On his blog he wrote that he has taken on this challenge simply because he can.
“I run to take care of myself, to be healthy, to be strong. I run to prove to myself that I can do anything. If I can make it through eight marathons in eight weeks, what can’t I accomplish?”
The last marathon in this quest will be Route 66 Marathon in Tulsa, Okla., on Sunday, Nov. 24. The first of the eight was the Mo Cowbell Marathon Oct. 6 in St. Charles, Mo. Since then he’s run in the Prairie Fire Marathon in Wichita, the Blue Springs Marathon and last week’s Pilgrim Pacer. He finished that one at 3:36.39, two minutes better than his previous best. He also won his age group. Both Coles ran in the New York City Marathon Nov. 3.

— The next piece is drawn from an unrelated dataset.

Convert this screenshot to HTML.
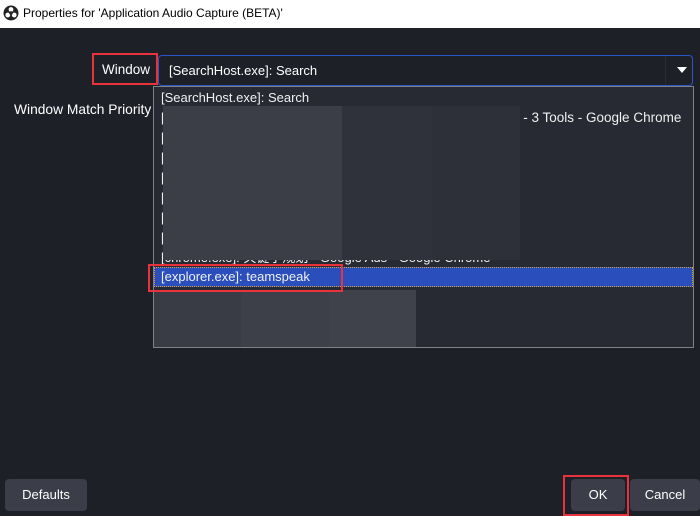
<!DOCTYPE html>
<html><head><meta charset="utf-8"><style>
body{margin:0;width:700px;height:515px;overflow:hidden;background:#1e2028;font-family:"Liberation Sans","Noto Sans CJK SC",sans-serif;position:relative;color:#fff}
.t{position:absolute;white-space:nowrap}
.title{position:absolute;left:0;top:0;width:700px;height:28px;background:#fff;color:#000;font-size:12px}
.combo{position:absolute;left:158px;top:55px;width:533px;height:29px;border:1.5px solid #2c55c8;border-radius:4px;background:#1e2028}
.list{position:absolute;left:153px;top:86px;width:539px;height:260px;border:1px solid #80828a;background:#272a33;font-size:13px;color:#f0f0f0;overflow:hidden}
.row{position:absolute;left:7px;height:20px;line-height:20px;white-space:nowrap}
.btn{position:absolute;top:479px;height:32px;background:#3b3e48;border-radius:4px;color:#fff;font-size:13px;text-align:center;line-height:32px}
.red{position:absolute;border:2px solid #e8323c}
.g{position:absolute}
</style></head><body>
<div class="title">
<svg style="position:absolute;left:3px;top:5px" width="16" height="16" viewBox="0 0 16 16"><circle cx="8" cy="8" r="7.5" fill="#222"/><circle cx="8" cy="4.5" r="2.4" fill="#fff"/><circle cx="4.8" cy="10" r="2.4" fill="#fff"/><circle cx="11.2" cy="10" r="2.4" fill="#fff"/><circle cx="8" cy="8" r="1.8" fill="#222"/></svg>
<span class="t" style="left:23px;top:6px">Properties for 'Application Audio Capture (BETA)'</span></div>
<span class="t" style="left:102px;top:62px;font-size:13.5px">Window</span>
<div class="red" style="left:92px;top:53px;width:62px;height:28px"></div>
<span class="t" style="left:14px;top:102px;font-size:13.8px">Window Match Priority</span>
<div class="combo"><span class="t" style="left:10px;top:7px;font-size:13px">[SearchHost.exe]: Search</span>
<div style="position:absolute;left:506px;top:0;width:1px;height:29px;background:#2a2c34"></div>
<div style="position:absolute;left:518px;top:11px;width:0;height:0;border-left:5px solid transparent;border-right:5px solid transparent;border-top:6px solid #fff"></div></div>
<div class="list">
<div class="row" style="top:1px">[SearchHost.exe]: Search</div>
<div class="row" style="top:21px">[</div>
<div class="row" style="top:21px;left:358px;font-size:13.5px">o - 3 Tools - Google Chrome</div>
<div class="row" style="top:41px">[</div><div class="row" style="top:61px">[</div><div class="row" style="top:81px">[</div><div class="row" style="top:101px">[</div><div class="row" style="top:121px">[</div><div class="row" style="top:141px">[</div>
<div class="row" style="top:161px">[chrome.exe]: 关键字规划 - Google Ads - Google Chrome</div>
<div style="position:absolute;left:0;top:180px;width:539px;height:20px;background:#2a4fbd;border:1px dotted #d9a030;box-sizing:border-box"></div>
<div class="row" style="top:180px">[explorer.exe]: teamspeak</div>
<div class="g" style="left:9px;top:19px;width:89px;height:154px;background:#3b3e47"></div>
<div class="g" style="left:98px;top:19px;width:90px;height:154px;background:#3b3e47"></div>
<div class="g" style="left:188px;top:19px;width:90px;height:154px;background:#30323b"></div>
<div class="g" style="left:278px;top:19px;width:88px;height:154px;background:#2d3039"></div>
<div class="g" style="left:0;top:203px;width:87px;height:57px;background:#393c44"></div>
<div class="g" style="left:87px;top:203px;width:88px;height:57px;background:#3d4048"></div>
<div class="g" style="left:175px;top:203px;width:87px;height:57px;background:#3f424a"></div>
</div>
<div class="red" style="left:148px;top:264px;width:191px;height:24px"></div>
<div class="btn" style="left:5px;width:82px">Defaults</div>
<div class="btn" style="left:571px;width:54px">OK</div>
<div class="red" style="left:563px;top:475px;width:62px;height:37px"></div>
<div class="btn" style="left:630px;width:70px">Cancel</div>
</body></html>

In the middle of October Cole actually doubled up and ran two marathons in two days — the Kansas City Marathon was first on Saturday, Oct. 19. He then jumped in the car and drove to Des Moines, Iowa, for another marathon on Oct. 20.
“That was one of the most physically demanding weekends,” said Cole, who has been running since 2005.
“You just have to eat and drink and keep hydrated. The next morning you just kind of have to go and eventually your body just falls back into it. After a couple of miles the muscles relax and everything just fit,” he continued.
Karen Cole said physically, “Brian has gotten through seven marathons almost pain free, a testament of his training and dedication!” It’s definitely been a challenge for him.
“I wanted to do something that was kind of extreme and bring awareness to the JDRF. I want to raise money for that cause. The woman in the movie who was running 52 marathons in 52 weeks inspired me and I thought surely I could do something like that and train myself to the point where I could successfully do that,” he said.
He’s been running 20 miles every weekend since July because he wanted his body and legs ready so that he could run the 26. 2 miles in each of the eight marathons.
“My body is basically ready for it. But I had been running 20 miles every weekend for a while anyway,” he said.
When Cole runs the 20 miles, he does it in one day and usually doesn’t run any longer than three hours. To accomplish that and still attend family activities, he often gets up very early in the morning.
“There were a lot of early 5 a.m. runs that happened over the weekend. Not to mention Karen was training for the marathon as well so we had a lot of juggling of schedules and moving around of who was running where and when and what days but it all worked out,” said the father of 15-year-old Sam and 12-year-old Hannah.
The local JDRF chapter, Cole said, has been very supportive helping him get the word out about his fundraising effort. As of Monday, he had raised $2,588 toward his $5,000 goal. To donate, visit http://www.firstgiving.com/fundraiser/briancole/8marathons8weeks.
“One of my goals is to get 2,000 miles running this year. I’m at about 1,600 now so once I get done with these marathons I’ll concentrate on that goal. Then I’ll probably sit back and figure out what I’ll do next year. I don’t have any plans for next year yet, I want to get through this first.”